All'interno di una simile concezione della sceneggiatura, il ruolo dell'attore non può essere diverso da quello di un qualsiasi altro oggetto: materia plasmabile dalle mani del regista - prestatore di gesti, espressioni, azioni. Per cui, nel testo già citato, Vsevolod Pudovkin sostiene di preferire servirsi di tipaži e naturščiki, gente del popolo, con determinati attributi fisici o espressivi. Successivamente, sia nella pratica registica (utilizzando attori professionisti come Vera Baranovskaja in La madre, o Aleksandr Čistjakov in La fine di San Pietroburgo), sia nel saggio Aktër v filme ("L'attore nel film", 1934), ammorbidisce questa posizione estrema. L'esperienza di un attore può, invece, tradursi in un livello superiore di conoscenza delle potenzialità e caratteristiche del mezzo cinematografico, e, quindi, di collaborazione col regista.

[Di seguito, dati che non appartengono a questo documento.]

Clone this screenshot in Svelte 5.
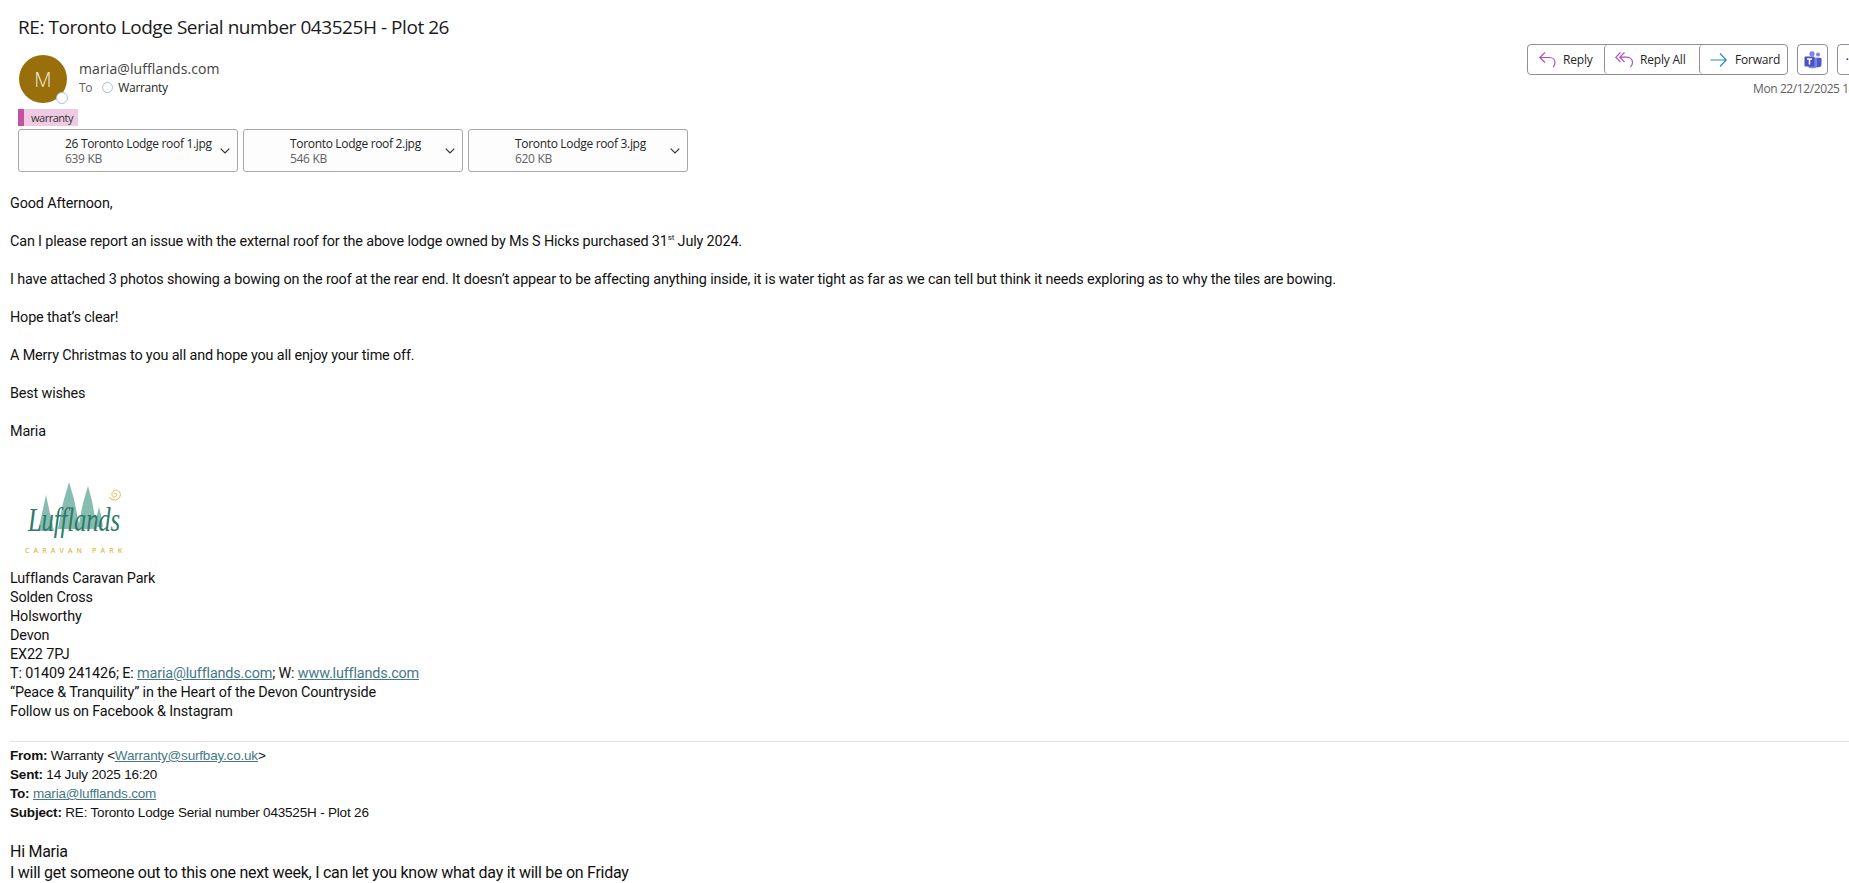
<script>
	const attachments = [
		{ name: '26 Toronto Lodge roof 1.jpg', size: '639 KB' },
		{ name: 'Toronto Lodge roof 2.jpg', size: '546 KB' },
		{ name: 'Toronto Lodge roof 3.jpg', size: '620 KB' }
	]
	const address = ['Lufflands Caravan Park', 'Solden Cross', 'Holsworthy', 'Devon', 'EX22 7PJ']
</script>

<div class="page">
	<h1 class="subject">RE: Toronto Lodge Serial number 043525H - Plot 26</h1>

	<div class="head">
		<div class="avatar">
			M
			<span class="presence"></span>
		</div>
		<div class="who">
			<div class="sender">maria@lufflands.com</div>
			<div class="to">To <span class="dot"></span> <span class="rcpt">Warranty</span></div>
		</div>
		<div class="actions">
			<div class="buttons">
				<div class="group">
					<button class="reply">
						<svg width="20" height="20" viewBox="0 0 20 20" fill="none" stroke="#b04dbd" stroke-width="1.2"><path d="M7 2.500 1.800 7.500 7 12.500M1.800 7.500h9.700c3.500 0 5.500 2.300 5.500 5 0 2.200-1 3.700-2 4.700" /></svg>
						Reply
					</button>
					<button class="replyall">
						<svg width="20" height="20" viewBox="0 0 20 20" fill="none" stroke="#b04dbd" stroke-width="1.2"><path d="M5.500 2.500.8 7.200l4.700 5M9.500 2.500 4.800 7.200l4.700 5M4.800 7.200h7.200c3.500 0 5.500 2.500 5.500 5.300 0 2.200-1 3.700-2 4.700" /></svg>
						Reply All
					</button>
					<button class="forward">
						<svg width="20" height="20" viewBox="0 0 20 20" fill="none" stroke="#2b88c9" stroke-width="1.2"><path d="M10 3.500 16.200 10 10 16.500M16.200 10H.5" /></svg>
						Forward
					</button>
				</div>
				<button class="teams" aria-label="Teams">
					<svg width="18" height="18" viewBox="0 0 18 18">
						<circle cx="14" cy="3.600" r="2" fill="#7b83eb" />
						<circle cx="8" cy="2.800" r="2.600" fill="#7b83eb" />
						<path d="M11.500 6.800h5a1 1 0 0 1 1 1v5.500a3 3 0 0 1-3 3h-3z" fill="#5059c9" />
						<path d="M4 6.800h9v7.700a3.200 3.200 0 0 1-3.200 2.800H7.200A3.200 3.200 0 0 1 4 14z" fill="#7b83eb" />
						<rect x="0.500" y="5.500" width="10" height="10" rx="1" fill="#4b53bc" />
						<path d="M3 8h5M5.500 8v5.500" stroke="#fff" stroke-width="1.500" fill="none" />
					</svg>
				</button>
				<button class="more">•••</button>
			</div>
			<div class="date">Mon 22/12/2025 14:12</div>
		</div>
	</div>

	<div class="tag"><span>warranty</span></div>

	<div class="files">
		{#each attachments as file}
			<div class="file">
				<div class="meta">
					<div class="fname">{file.name}</div>
					<div class="fsize">{file.size}</div>
				</div>
				<svg class="chev" width="10" height="6" viewBox="0 0 10 6" fill="none" stroke="#333" stroke-width="1.200"><path d="M.7.7 5 5 9.300.7" /></svg>
			</div>
		{/each}
	</div>

	<div class="body">
		<p>Good Afternoon,</p>
		<p>Can I please report an issue with the external roof for the above lodge owned by Ms S Hicks purchased 31<sup>st</sup> July 2024.</p>
		<p>I have attached 3 photos showing a bowing on the roof at the rear end. It doesn’t appear to be affecting anything inside, it is water tight as far as we can tell but think it needs exploring as to why the tiles are bowing.</p>
		<p>Hope that’s clear!</p>
		<p>A Merry Christmas to you all and hope you all enjoy your time off.</p>
		<p>Best wishes</p>
		<p>Maria</p>

		<svg class="logo" width="110" height="96" viewBox="0 0 110 96">
			<g fill="#86bdb0">
				<path d="M13 58 18 36 21 22 24 36 29 58z" />
				<path d="M33 56 38 30 44 9 49 26 55 56z" />
				<path d="M53 56 58 30 63 13 67 28 72 56z" />
				<path d="M70 54 72 42 74 34 76 42 78 54z" />
			</g>
			<text x="3" y="58" class="logoword" textLength="92" lengthAdjust="spacingAndGlyphs">Lufflands</text>
			<text x="0" y="80" class="logosub" textLength="97">CARAVAN PARK</text>
			<path d="M89 20.500c2-1 3.500 1.500 1.500 3s-4-.5-3.500-3 4-4.500 6.500-2.500 2.500 6-.5 8-7.500 1-8.500-2" fill="none" stroke="#e3b84a" stroke-width="1" />
		</svg>

		<div class="sig">
			{#each address as line}<div>{line}</div>{/each}
			<div>T: 01409 241426; E: <a href="#m">maria@lufflands.com</a>; W: <a href="#w">www.lufflands.com</a></div>
			<div>“Peace &amp; Tranquility” in the Heart of the Devon Countryside</div>
			<div>Follow us on Facebook &amp; Instagram</div>
		</div>
	</div>

	<hr />

	<div class="quoted">
		<div><b>From:</b> Warranty &lt;<a href="#r">Warranty@surfbay.co.uk</a>&gt;</div>
		<div><b>Sent:</b> 14 July 2025 16:20</div>
		<div><b>To:</b> <a href="#t">maria@lufflands.com</a></div>
		<div><b>Subject:</b> RE: Toronto Lodge Serial number 043525H - Plot 26</div>
	</div>

	<div class="reply-text">
		<div>Hi Maria</div>
		<div>I will get someone out to this one next week, I can let you know what day it will be on Friday</div>
	</div>
</div>

<style>
	:global(body) {
		background: #fff;
		overflow: hidden;
	}
	.page {
		width: 1849px;
		height: 883px;
		overflow: hidden;
		color: #1a1a1a;
		font-family: 'Open Sans', sans-serif;
		box-sizing: border-box;
	}
	.subject {
		margin: 0;
		padding: 14px 0 0 18px;
		font-size: 19px;
		line-height: 27px;
		font-weight: 400;
		letter-spacing: -0.45px;
	}
	.head {
		display: flex;
		width: 1960px;
		margin-top: 14px;
		padding-left: 19px;
		box-sizing: border-box;
	}
	.avatar {
		position: relative;
		width: 48px;
		height: 48px;
		border-radius: 50%;
		background: #986f0b;
		color: #f3ead6;
		display: flex;
		align-items: center;
		justify-content: center;
		font-size: 20px;
		font-weight: 300;
		flex: none;
	}
	.presence {
		position: absolute;
		right: -1px;
		bottom: -1px;
		border-radius: 50%;
		background: #fff;
		border: 1.5px solid #a9c3d6;
		width: 10px;
		height: 10px;
	}
	.who {
		margin-left: 12px;
		flex: none;
	}
	.sender {
		font-size: 14px;
		line-height: 20px;
		color: #424242;
		margin-top: 4px;
		letter-spacing: 0.1px;
	}
	.to {
		font-size: 12px;
		line-height: 17px;
		color: #616161;
		display: flex;
		align-items: center;
		letter-spacing: -0.3px;
	}
	.dot {
		width: 9px;
		height: 9px;
		border: 1px solid #a9c3d6;
		border-radius: 50%;
		margin: 0 5px 0 10px;
	}
	.rcpt {
		color: #242424;
	}
	.actions {
		margin-left: auto;
		margin-top: -11px;
		width: 433px;
		flex: none;
	}
	.buttons {
		display: flex;
		gap: 9px;
	}
	button {
		font-family: inherit;
		font-size: 12px;
		letter-spacing: -0.2px;
		color: #242424;
		background: #fff;
		border: 0;
		padding: 0;
		height: 100%;
		display: flex;
		align-items: center;
	}
	.group {
		display: flex;
		width: 261px;
		height: 31px;
		box-sizing: border-box;
		border: 1px solid #8f8f8f;
		border-radius: 4px;
	}
	.group button {
		gap: 5px;
		padding-left: 10px;
		box-sizing: border-box;
		background: transparent;
		border-radius: 4px;
	}
	.reply {
		width: 76px;
	}
	.replyall {
		width: 95px;
		border-left: 1px solid #8f8f8f;
	}
	.forward {
		flex: 1;
		border-left: 1px solid #8f8f8f;
	}
	.teams,
	.more {
		width: 31px;
		height: 31px;
		border: 1px solid #8f8f8f;
		border-radius: 4px;
		box-sizing: border-box;
		justify-content: center;
	}
	.more {
		justify-content: flex-start;
		padding-left: 8px;
		font-size: 7px;
		letter-spacing: 1px;
	}
	.date {
		font-size: 12px;
		line-height: 17px;
		color: #616161;
		margin-top: 5px;
		margin-left: 226px;
		letter-spacing: -0.4px;
	}
	.tag {
		margin: 6px 0 0 18px;
		width: 60px;
		height: 17px;
		box-sizing: border-box;
		border-left: 6px solid #c6519e;
		background: #eecbe3;
		font-size: 11px;
		line-height: 17px;
		padding-left: 7px;
		color: #333;
		white-space: nowrap;
		letter-spacing: -0.5px;
	}
	.files {
		display: flex;
		gap: 5px;
		margin: 3px 0 0 18px;
	}
	.file {
		width: 220px;
		height: 43px;
		box-sizing: border-box;
		border: 1px solid #a8a8a8;
		border-radius: 3px;
		background: #fdfdfd;
		display: flex;
		align-items: center;
		padding-left: 46px;
		padding-top: 1px;
	}
	.meta {
		flex: 1;
		font-size: 12px;
		line-height: 15.5px;
		white-space: nowrap;
		letter-spacing: -0.32px;
	}
	.fname {
		color: #242424;
	}
	.fsize {
		color: #616161;
	}
	.chev {
		margin-right: 7px;
		flex: none;
	}
	.body {
		margin-top: 22px;
		padding-left: 10px;
		font-family: Roboto, sans-serif;
		font-size: 14.4px;
		letter-spacing: -0.15px;
		line-height: 19px;
		color: #111;
	}
	.body p {
		margin: 0 0 19px;
	}
	sup {
		font-size: 8px;
		line-height: 0;
	}
	.logo {
		display: block;
		margin: 32px 0 0 15px;
	}
	.logoword {
		font-family: 'Liberation Serif', serif;
		font-style: italic;
		font-size: 34px;
		fill: #2d7a68;
	}
	.logosub {
		font-family: 'Open Sans', sans-serif;
		font-size: 7px;
		font-weight: 600;
		fill: #e3b84a;
	}
	a {
		color: #467886;
		text-decoration: underline;
	}
	hr {
		margin: 20px 0 0 10px;
		border: 0;
		border-top: 1px solid #e1e1e1;
	}
	.quoted {
		margin: 4px 0 0 10px;
		font-family: 'Liberation Sans', sans-serif;
		font-size: 13.5px;
		letter-spacing: -0.19px;
		line-height: 19px;
		color: #111;
	}
	.reply-text {
		margin: 20px 0 0 10px;
		font-family: Roboto, sans-serif;
		font-size: 16px;
		letter-spacing: -0.27px;
		line-height: 20.5px;
		color: #111;
	}
</style>
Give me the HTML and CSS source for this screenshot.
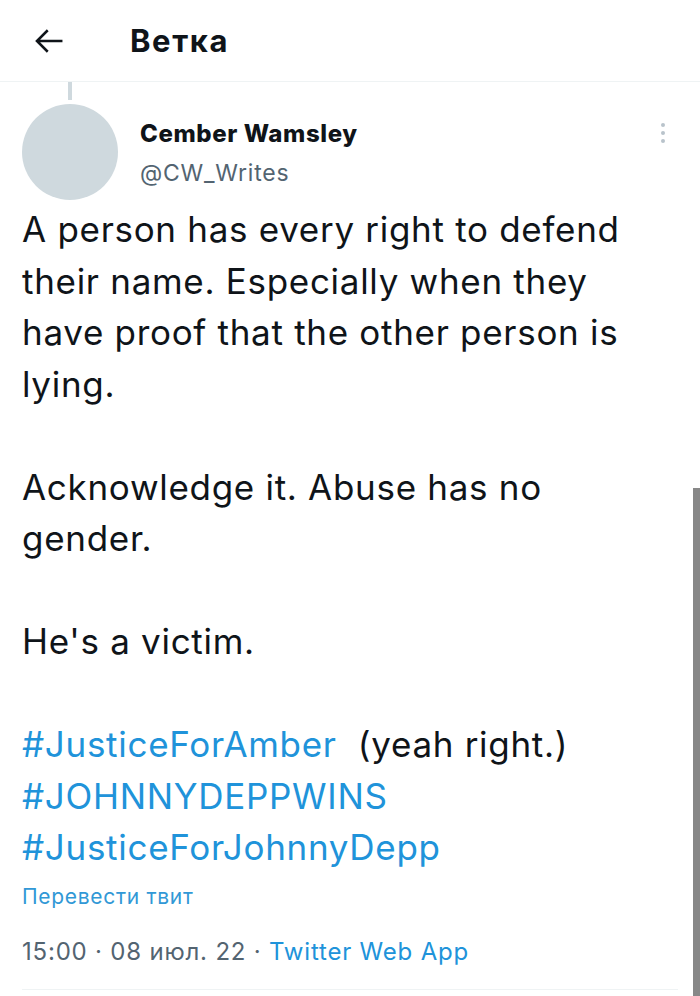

Già nel 1928, un anno dopo l'avvento del sonoro, Pudovkin, per nulla preoccupato dell'impatto di questa innovazione sulla cinematografia sovietica, che più delle altre aveva esplorato e spinto in avanti i confini delle possibilità espressive del cinema muto, pubblica con Sergej Ėjzenštejn e Grigorij Aleksandrov il manifesto Buduščee Zvukovogo fil'ma ("Il futuro del cinema sonoro"). La dialettica e il contrappunto tra montaggio sonoro e montaggio delle immagini, se non si riduce all'asservimento dell'uno all'altra o viceversa (ad es. la statica ripresa di una conversazione, o una colonna sonora che si limiti a enfatizzare gli avvenimenti rappresentati), rappresenta un formidabile mezzo di esplorazione e indagine degli stati d'animo e degli eventi, e moltiplica dunque gli strumenti a disposizione dell'autore.